## Start
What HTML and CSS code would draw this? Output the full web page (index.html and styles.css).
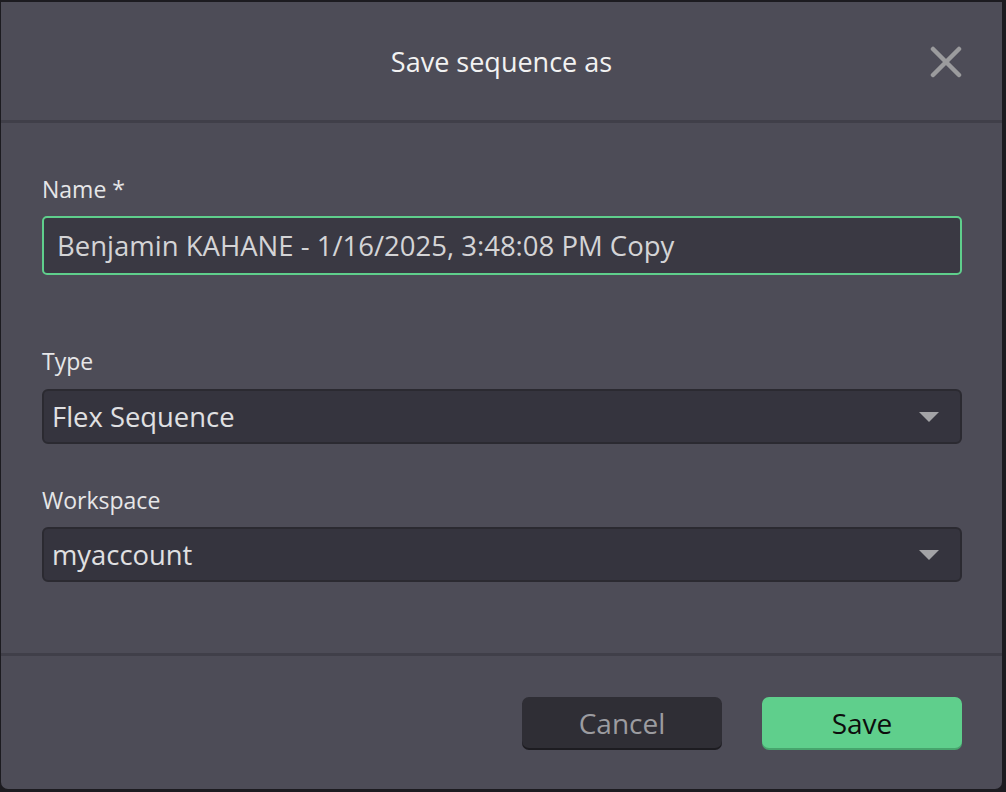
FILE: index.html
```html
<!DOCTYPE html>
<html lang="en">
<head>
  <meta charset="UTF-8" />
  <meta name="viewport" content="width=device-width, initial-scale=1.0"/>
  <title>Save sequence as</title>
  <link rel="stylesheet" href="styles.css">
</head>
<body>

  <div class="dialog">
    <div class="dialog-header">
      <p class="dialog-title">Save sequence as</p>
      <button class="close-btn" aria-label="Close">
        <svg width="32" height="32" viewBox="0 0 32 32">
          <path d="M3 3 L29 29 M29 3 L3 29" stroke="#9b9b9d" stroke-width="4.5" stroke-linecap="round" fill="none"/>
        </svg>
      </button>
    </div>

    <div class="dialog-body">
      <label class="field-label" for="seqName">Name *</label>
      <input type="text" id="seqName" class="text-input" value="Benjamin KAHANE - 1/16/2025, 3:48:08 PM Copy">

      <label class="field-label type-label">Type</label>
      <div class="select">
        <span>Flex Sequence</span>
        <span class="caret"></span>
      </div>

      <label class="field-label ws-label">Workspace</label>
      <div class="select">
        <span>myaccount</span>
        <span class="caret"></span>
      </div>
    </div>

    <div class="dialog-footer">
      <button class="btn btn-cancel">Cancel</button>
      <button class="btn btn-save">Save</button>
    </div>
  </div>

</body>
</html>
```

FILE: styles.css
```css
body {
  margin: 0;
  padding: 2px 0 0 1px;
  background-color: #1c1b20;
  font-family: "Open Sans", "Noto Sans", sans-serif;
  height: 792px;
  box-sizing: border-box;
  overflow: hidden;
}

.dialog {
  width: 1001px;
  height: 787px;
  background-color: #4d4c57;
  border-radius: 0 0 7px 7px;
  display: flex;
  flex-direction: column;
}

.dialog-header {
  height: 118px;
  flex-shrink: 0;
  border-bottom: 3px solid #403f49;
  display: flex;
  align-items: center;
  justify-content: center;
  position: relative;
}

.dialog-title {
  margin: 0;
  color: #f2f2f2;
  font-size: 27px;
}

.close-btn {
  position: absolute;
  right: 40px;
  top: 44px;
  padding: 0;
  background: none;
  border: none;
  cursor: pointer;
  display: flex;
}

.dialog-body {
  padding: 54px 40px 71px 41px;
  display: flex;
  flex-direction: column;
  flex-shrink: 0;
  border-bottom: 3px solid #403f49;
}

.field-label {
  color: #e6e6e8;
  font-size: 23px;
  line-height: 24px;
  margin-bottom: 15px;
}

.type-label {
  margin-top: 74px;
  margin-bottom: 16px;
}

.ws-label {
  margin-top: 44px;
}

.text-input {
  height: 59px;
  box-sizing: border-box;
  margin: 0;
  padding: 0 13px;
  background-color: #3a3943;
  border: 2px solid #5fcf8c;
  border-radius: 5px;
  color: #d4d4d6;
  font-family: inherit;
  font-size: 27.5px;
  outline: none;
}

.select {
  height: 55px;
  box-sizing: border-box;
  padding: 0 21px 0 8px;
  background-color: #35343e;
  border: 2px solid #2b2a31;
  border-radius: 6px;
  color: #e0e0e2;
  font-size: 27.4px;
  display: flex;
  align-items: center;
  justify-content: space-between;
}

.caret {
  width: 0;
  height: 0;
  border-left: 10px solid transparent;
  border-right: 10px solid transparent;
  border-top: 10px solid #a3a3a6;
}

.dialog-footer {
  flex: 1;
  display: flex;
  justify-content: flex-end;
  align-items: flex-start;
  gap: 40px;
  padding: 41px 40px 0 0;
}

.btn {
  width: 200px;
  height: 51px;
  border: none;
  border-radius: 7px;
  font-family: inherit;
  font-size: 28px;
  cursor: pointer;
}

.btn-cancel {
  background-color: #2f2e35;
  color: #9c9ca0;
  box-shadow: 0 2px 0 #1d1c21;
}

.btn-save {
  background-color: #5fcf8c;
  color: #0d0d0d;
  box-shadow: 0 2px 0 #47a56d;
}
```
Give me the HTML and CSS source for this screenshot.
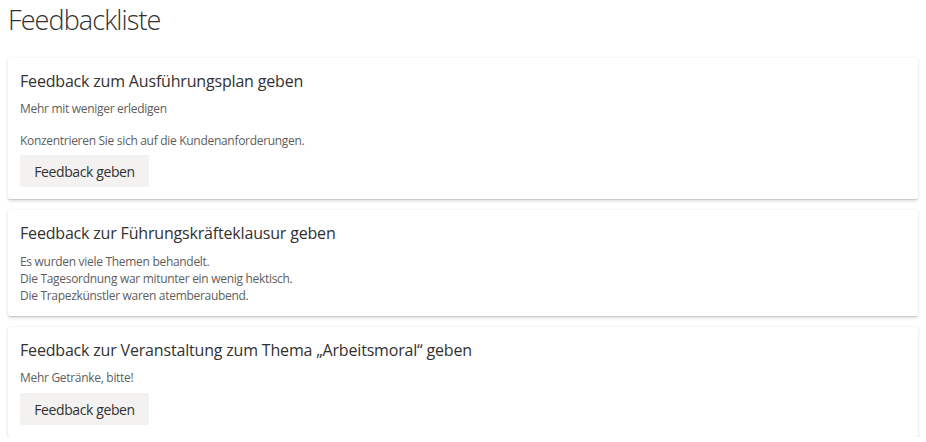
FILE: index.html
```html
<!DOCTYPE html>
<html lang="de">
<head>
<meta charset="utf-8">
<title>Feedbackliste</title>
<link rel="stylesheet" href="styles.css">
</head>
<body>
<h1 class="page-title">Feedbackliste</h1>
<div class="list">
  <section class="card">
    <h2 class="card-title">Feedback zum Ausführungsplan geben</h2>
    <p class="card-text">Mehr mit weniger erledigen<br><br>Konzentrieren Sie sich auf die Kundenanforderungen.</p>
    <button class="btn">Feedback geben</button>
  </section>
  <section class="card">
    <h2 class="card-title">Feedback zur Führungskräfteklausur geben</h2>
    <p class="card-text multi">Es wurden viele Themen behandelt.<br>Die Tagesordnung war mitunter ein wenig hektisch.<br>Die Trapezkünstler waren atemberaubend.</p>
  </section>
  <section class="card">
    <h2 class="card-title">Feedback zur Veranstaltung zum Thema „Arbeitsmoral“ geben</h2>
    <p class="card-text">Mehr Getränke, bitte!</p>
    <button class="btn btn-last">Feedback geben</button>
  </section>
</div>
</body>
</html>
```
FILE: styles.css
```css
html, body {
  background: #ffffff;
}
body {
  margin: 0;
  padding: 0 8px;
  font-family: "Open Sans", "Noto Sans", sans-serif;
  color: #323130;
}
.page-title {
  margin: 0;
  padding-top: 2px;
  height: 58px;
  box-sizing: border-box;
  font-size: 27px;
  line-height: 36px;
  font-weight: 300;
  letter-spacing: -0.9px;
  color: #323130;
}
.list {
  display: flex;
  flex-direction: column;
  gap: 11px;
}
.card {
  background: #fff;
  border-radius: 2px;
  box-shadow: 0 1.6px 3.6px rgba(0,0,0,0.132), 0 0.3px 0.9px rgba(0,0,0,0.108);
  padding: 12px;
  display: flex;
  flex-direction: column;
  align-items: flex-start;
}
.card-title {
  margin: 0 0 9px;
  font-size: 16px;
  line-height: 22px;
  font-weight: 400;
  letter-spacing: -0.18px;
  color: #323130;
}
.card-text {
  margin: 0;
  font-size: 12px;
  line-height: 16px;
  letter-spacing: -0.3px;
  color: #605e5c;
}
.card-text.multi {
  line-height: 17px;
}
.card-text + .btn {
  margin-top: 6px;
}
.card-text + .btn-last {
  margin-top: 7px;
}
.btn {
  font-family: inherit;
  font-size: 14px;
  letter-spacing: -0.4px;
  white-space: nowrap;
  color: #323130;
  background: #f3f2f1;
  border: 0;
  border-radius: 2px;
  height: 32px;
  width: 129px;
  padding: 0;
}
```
## End
» Written instruction
Scan the listing above. Collect all lines with the word "styles".

» Result
What HTML and CSS code would draw this? Output the full web page (index.html and styles.css).
  <link rel="stylesheet" href="styles.css">
FILE: styles.css
<link rel="stylesheet" href="styles.css">
FILE: styles.css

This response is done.